Queridos hermanos concelebrantes y monjes de las comunidades de Santa María de El Paular, Santa María de El Parral y Santa Cruz del Valle de los Caídos, hermanos todos en el Señor:
Un año más, los monjes de las tres mencionadas comunidades próximas nos reunimos fraternalmente para celebrar esta memoria de Nuestra Señora del Valle, la fiesta de la Santísima Virgen como Patrona de este santuario enclavado en el centro de España como lugar de oración y de culto, de paz y de encuentro con Dios. María nos abraza a las tres comunidades como Patrona de todas y de cada una de ellas y nos abraza a todos los discípulos de Cristo, señalándonos cómo debemos buscar, seguir e imitar a su divino Hijo, a quien, como nos exhorta San Benito, nada debemos anteponer, y a quien, como nos enseña San Jerónimo, debemos conocer leyendo con amor la Sagrada Escritura.
En este año de la Misericordia, el abrazo de María a estos sus hijos espirituales, que somos los miembros de la Iglesia, se intensifica como Madre de Misericordia. Por eso los cristianos la invocamos con amor, devoción y respeto, con fe y esperanza, confiando en la fuerza poderosa de su intercesión ante Dios en nuestro favor.
María es la más perfecta, la más excelsa y la más hermosa de todas las criaturas salidas de las manos de Dios. Más aún: siendo por naturaleza inferior a los ángeles, ha sido sin embargo elevada por Él a la dignidad de Reina de los Ángeles. A Ella la honran y sirven estas criaturas espirituales por ser la Madre del Verbo encarnado, a quien contemplan y alaban. La razón de esta singular dignidad y excelsitud de María radica en que, desde la eternidad, Dios la eligió amorosamente para ser la Madre de su Hijo. Por lo tanto, la Maternidad divina es la raíz de todos los otros privilegios y gracias con que Dios la ha ennoblecido. En verdad, María no es únicamente Madre de Jesús-hombre, sino Madre de Jesucristo entero, verdadero Dios y verdadero Hombre, como en su momento sentenció de manera bien clara el Concilio de Éfeso.
La estrechísima unión existente entre María y su Hijo ha llegado hasta tal punto que Él la asoció a su obra redentora: por su fiat en la Anunciación nos llegó el Salvador, luego lo crio y lo cuidó amorosamente, más tarde lo acompañó muchas veces y finalmente unió su dolor al suyo en la Pasión, sufriendo una verdadera “Compasión”, es decir, “padeciendo con” Cristo. Por eso es la primera Colaboradora a la obra de la redención y con acierto el papa Pío XI no dudó en denominarla “Corredentora”.
Tan asociada estuvo a su Hijo, que Éste nos la quiso dejar por Madre a la Iglesia y a todos los hombres desde la Cruz, cuando se la encomendó a San Juan Evangelista y a él se lo entregó como hijo.
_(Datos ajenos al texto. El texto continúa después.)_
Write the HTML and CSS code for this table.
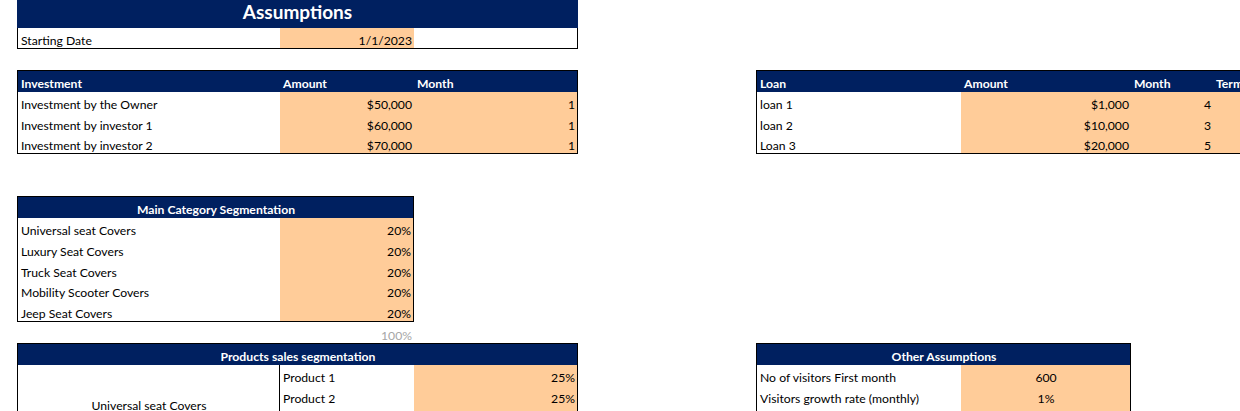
FILE: index.html
```html
<!DOCTYPE html>
<html lang="en">
<head>
<meta charset="utf-8">
<title>Assumptions</title>
<link rel="stylesheet" href="styles.css">
</head>
<body>
<div class="sheet">
  <div class="title">Assumptions</div>

  <div class="start-row">
    <div class="cell">Starting Date</div>
    <div class="cell in r">1/1/2023</div>
    <div class="cell"></div>
  </div>

  <div class="tbl inv">
    <div class="cell hd">Investment</div>
    <div class="cell hd">Amount</div>
    <div class="cell hd">Month</div>
    <div class="cell">Investment by the Owner</div>
    <div class="cell in r">$50,000</div>
    <div class="cell in r">1</div>
    <div class="cell">Investment by investor 1</div>
    <div class="cell in r">$60,000</div>
    <div class="cell in r">1</div>
    <div class="cell">Investment by investor 2</div>
    <div class="cell in r">$70,000</div>
    <div class="cell in r">1</div>
  </div>

  <div class="tbl loan">
    <div class="cell hd">Loan</div>
    <div class="cell hd">Amount</div>
    <div class="cell hd">Month</div>
    <div class="cell hd">Term</div>
    <div class="cell">loan 1</div>
    <div class="cell in r">$1,000</div>
    <div class="cell in r">4</div>
    <div class="cell in r"></div>
    <div class="cell">loan 2</div>
    <div class="cell in r">$10,000</div>
    <div class="cell in r">3</div>
    <div class="cell in r"></div>
    <div class="cell">Loan 3</div>
    <div class="cell in r">$20,000</div>
    <div class="cell in r">5</div>
    <div class="cell in r"></div>
  </div>

  <div class="tbl cat">
    <div class="cell hd c span-all">Main Category Segmentation</div>
    <div class="cell">Universal seat Covers</div>
    <div class="cell in r">20%</div>
    <div class="cell">Luxury Seat Covers</div>
    <div class="cell in r">20%</div>
    <div class="cell">Truck Seat Covers</div>
    <div class="cell in r">20%</div>
    <div class="cell">Mobility Scooter Covers</div>
    <div class="cell in r">20%</div>
    <div class="cell">Jeep Seat Covers</div>
    <div class="cell in r">20%</div>
  </div>

  <div class="cell total r">100%</div>

  <div class="tbl prod">
    <div class="cell hd c span-all">Products sales segmentation</div>
    <div class="cell merged">Universal seat Covers</div>
    <div class="cell">Product 1</div>
    <div class="cell in r">25%</div>
    <div class="cell">Product 2</div>
    <div class="cell in r">25%</div>
    <div class="cell"></div>
    <div class="cell in r"></div>
    <div class="cell"></div>
    <div class="cell in r"></div>
  </div>

  <div class="tbl other">
    <div class="cell hd c span-all">Other Assumptions</div>
    <div class="cell">No of visitors First month</div>
    <div class="cell in c">600</div>
    <div class="cell">Visitors growth rate (monthly)</div>
    <div class="cell in c">1%</div>
    <div class="cell"></div>
    <div class="cell in c"></div>
  </div>
</div>
</body>
</html>
```

FILE: styles.css
```css
html, body {
  margin: 0;
  padding: 0;
  overflow: hidden;
  background: #ffffff;
}

body {
  font-family: Lato, "Liberation Sans", sans-serif;
  font-size: 12.2px;
  color: #000000;
}

.sheet {
  display: grid;
  grid-template-columns: 17px 263px 134px 164px 178px 205px 170px 82px 100px;
  grid-template-rows: 28px repeat(22, 21px);
  width: 1313px;
}

.title {
  grid-column: 2 / 5;
  grid-row: 1;
  background: #002060;
  color: #ffffff;
  font-weight: bold;
  font-size: 19px;
  display: flex;
  align-items: center;
  justify-content: center;
  padding-bottom: 5px;
}

.cell {
  display: flex;
  align-items: flex-end;
  padding: 0 2px 0 3px;
  white-space: nowrap;
  overflow: hidden;
  min-width: 0;
}

.hd {
  background: #002060;
  color: #ffffff;
  font-weight: bold;
  padding-bottom: 1px;
}

.in {
  background: #ffcc99;
}

.r {
  justify-content: flex-end;
}

.c {
  justify-content: center;
}

.span-all {
  grid-column: 1 / -1;
}

.start-row {
  grid-column: 2 / 5;
  grid-row: 2;
  display: grid;
  grid-template-columns: 262px 134px 1fr;
  border: 1px solid #000000;
  border-top: none;
}

.tbl {
  display: grid;
  grid-auto-rows: 1fr;
  border: 1px solid #000000;
}

.inv {
  grid-column: 2 / 5;
  grid-row: 4 / 8;
  grid-template-columns: 262px 134px 1fr;
}

.loan {
  grid-column: 6 / 10;
  grid-row: 4 / 8;
  grid-template-columns: 204px 170px 82px 1fr;
}

.cat {
  grid-column: 2 / 4;
  grid-row: 10 / 16;
  grid-template-columns: 262px 1fr;
}

.total {
  grid-column: 3;
  grid-row: 16;
  color: #a6a6a6;
}

.prod {
  grid-column: 2 / 5;
  grid-row: 17 / 22;
  grid-template-columns: 262px 134px 1fr;
}

.merged {
  grid-row: 2 / 6;
  grid-column: 1;
  justify-content: center;
  align-items: center;
  border-right: 1px solid #000000;
}

.other {
  grid-column: 6 / 8;
  grid-row: 17 / 21;
  grid-template-columns: 204px 1fr;
}
```
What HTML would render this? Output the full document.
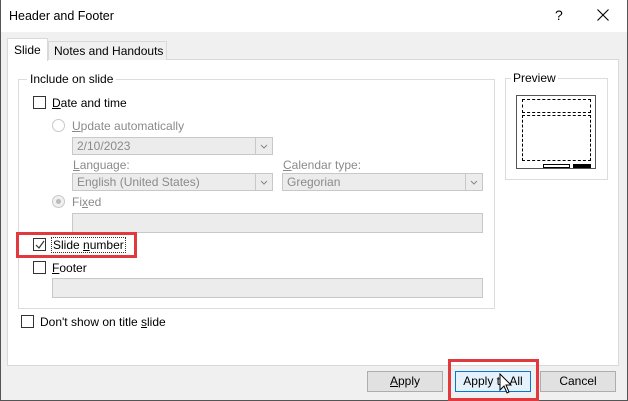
<!DOCTYPE html>
<html><head><style>
*{box-sizing:border-box;margin:0;padding:0}
body{width:628px;height:401px;overflow:hidden;background:#f0f0f0;font-family:"Liberation Sans",sans-serif;font-size:12px;color:#000;position:relative}
.a{position:absolute}
.t{position:absolute;white-space:nowrap;line-height:14px}
.g{color:#8a8a8a}
.cb{position:absolute;width:13px;height:13px;border:1px solid #333;background:#fff}
.rd{position:absolute;width:13px;height:13px;border:1px solid #c8c8c8;border-radius:50%;background:#fff}
.dd{position:absolute;height:18px;border:1px solid #c8c8c8;background:#ececec;color:#8a8a8a;padding:2px 4px;line-height:13px}
.dd .ar{position:absolute;right:0;top:0;width:17px;height:16px;border-left:1px solid #c8c8c8}
.btn{position:absolute;height:21px;border:1px solid #adadad;background:#e1e1e1;text-align:center;line-height:19px}
u{text-decoration:underline}
</style></head><body>
<div class="a" style="left:0;top:0;width:628px;height:32px;background:#fff"></div>
<div class="t" style="left:9px;top:9px;font-size:12.5px">Header and Footer</div>
<div class="t" style="left:555px;top:8px;font-size:14px">?</div>
<svg class="a" style="left:597px;top:9px" width="12" height="12" viewBox="0 0 12 12"><path d="M0.5 0.5 L11.5 11.5 M11.5 0.5 L0.5 11.5" stroke="#000" stroke-width="1.1"/></svg>
<div class="a" style="left:0;top:0;width:1px;height:401px;background:#555"></div>
<div class="a" style="left:627px;top:0;width:1px;height:401px;background:#555"></div>
<div class="a" style="left:0;top:400px;width:628px;height:1px;background:#555"></div>
<div class="a" style="left:7px;top:59px;width:612px;height:307px;background:#fff;border:1px solid #d9d9d9"></div>
<div class="a" style="left:48px;top:41px;width:119px;height:19px;background:#f0f0f0;border:1px solid #d9d9d9;border-bottom:none"></div>
<div class="t" style="left:54px;top:44px">Notes and Handouts</div>
<div class="a" style="left:7px;top:38px;width:41px;height:23px;background:#fff;border:1px solid #d9d9d9;border-bottom:none"></div>
<div class="t" style="left:14px;top:43px">Slide</div>
<div class="a" style="left:18px;top:79px;width:477px;height:230px;border:1px solid #dcdcdc"></div>
<div class="t" style="left:27px;top:72px;background:#fff;padding:0 3px">Include on slide</div>
<div class="cb" style="left:33px;top:96px"></div>
<div class="t" style="left:52px;top:96px"><u>D</u>ate and time</div>
<div class="rd" style="left:52px;top:119px"></div>
<div class="t g" style="left:72px;top:119px"><u>U</u>pdate automatically</div>
<div class="dd" style="left:72px;top:137px;width:201px">2/10/2023<div class="ar"><svg width="16" height="16"><path d="M5 7 L8 10 L11 7" fill="none" stroke="#888"/></svg></div></div>
<div class="t g" style="left:73px;top:158px"><u>L</u>anguage:</div>
<div class="t g" style="left:283px;top:158px"><u>C</u>alendar type:</div>
<div class="dd" style="left:72px;top:173px;width:201px">English (United States)<div class="ar"><svg width="16" height="16"><path d="M5 7 L8 10 L11 7" fill="none" stroke="#888"/></svg></div></div>
<div class="dd" style="left:282px;top:173px;width:201px">Gregorian<div class="ar"><svg width="16" height="16"><path d="M5 7 L8 10 L11 7" fill="none" stroke="#888"/></svg></div></div>
<div class="rd" style="left:52px;top:195px;background:#f0f0f0"><div class="a" style="left:3px;top:3px;width:5px;height:5px;border-radius:50%;background:#bbb"></div></div>
<div class="t g" style="left:72px;top:195px">Fi<u>x</u>ed</div>
<div class="a" style="left:72px;top:213px;width:411px;height:20px;border:1px solid #c8c8c8;background:#ececec"></div>
<div class="cb" style="left:33px;top:238px"><svg class="a" style="left:1px;top:1px" width="10" height="10"><path d="M1 5 L4 8 L9 1" fill="none" stroke="#333" stroke-width="1.2"/></svg></div>
<div class="t" style="left:52px;top:238px;outline:1px dotted #333;padding:0 1px"><span>Slide <u>n</u>umber</span></div>
<div class="a" style="left:16px;top:232px;width:121px;height:26px;border:3px solid #e0393e"></div>
<div class="cb" style="left:33px;top:261px"></div>
<div class="t" style="left:52px;top:261px"><u>F</u>ooter</div>
<div class="a" style="left:52px;top:278px;width:431px;height:20px;border:1px solid #c8c8c8;background:#ececec"></div>
<div class="cb" style="left:21px;top:315px"></div>
<div class="t" style="left:40px;top:315px">Don't show on title <u>s</u>lide</div>
<div class="a" style="left:505px;top:78px;width:103px;height:102px;border:1px solid #dcdcdc"></div>
<div class="t" style="left:511px;top:71px;background:#fff;padding:0 2px">Preview</div>
<div class="a" style="left:516px;top:95px;width:80px;height:74px;border:1px solid #555;background:#fff"></div>
<div class="a" style="left:522px;top:99px;width:69px;height:14px;border:1px dashed #000"></div>
<div class="a" style="left:522px;top:115px;width:69px;height:46px;border:1px dashed #000"></div>
<div class="a" style="left:543px;top:164px;width:27px;height:4px;border:1px solid #000"></div>
<div class="a" style="left:573px;top:164px;width:18px;height:4px;background:#000"></div>
<div class="btn" style="left:367px;top:371px;width:76px"><u>A</u>pply</div>
<div class="btn" style="left:455px;top:371px;width:76px;border-color:#0078d7;background:#e5f1fb">Apply t<u>o</u> All</div>
<div class="btn" style="left:540px;top:371px;width:76px">Cancel</div>
<div class="a" style="left:448px;top:359px;width:91px;height:42px;border:3px solid #e0393e"></div>
<svg class="a" style="left:499px;top:373px" width="14" height="22" viewBox="0 0 14 22"><path d="M1 1 L1 17 L5 13 L8 20 L10 19 L7 12 L12 12 Z" fill="#fff" stroke="#000" stroke-width="1"/></svg>
</body></html>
De aquí nace la Maternidad espiritual de María, que Ella ejerce como Abogada y Medianera de todas las gracias desde el Cielo. Y de esta Maternidad espiritual procede el que los hombres la invoquemos como particular Patrona en las naciones, en las regiones, en las poblaciones, en los barrios, en los monasterios, en las asociaciones piadosas, en las cofradías, en diversas entidades e instalaciones religiosas, civiles y militares, etc.
Los monjes del Valle hemos comprobado muchas veces la protección de María: en momentos turbulentos y en situaciones adversas, el recurso a Ella ha detenido la mano amenazante, ha paralizado el mal que se cernía, ha disuelto misteriosamente el peligro inminente. Su manto maternal ha cubierto nuestras vidas y ha protegido a nuestro monasterio y al Valle del ataque de la vieja serpiente. No deberíamos olvidar la lección, sino aprenderla y recordar que, asistiendo a María, mirando e invocando a la Estrella que es María –como exhortaba San Bernardo– podremos salir adelante en todas las dificultades personales y comunitarias, internas y externas.
Que la “llena de gracia” nos alcance de su divino Hijo a los monjes de las tres comunidades hermanas las gracias necesarias para nuestra salvación y la gracia de vivir santamente y con fidelidad nuestra vida monástica, como monjes de Cristo y de Santa María. Y que Ella alcance también a todos los fieles la santidad en su estado de vida.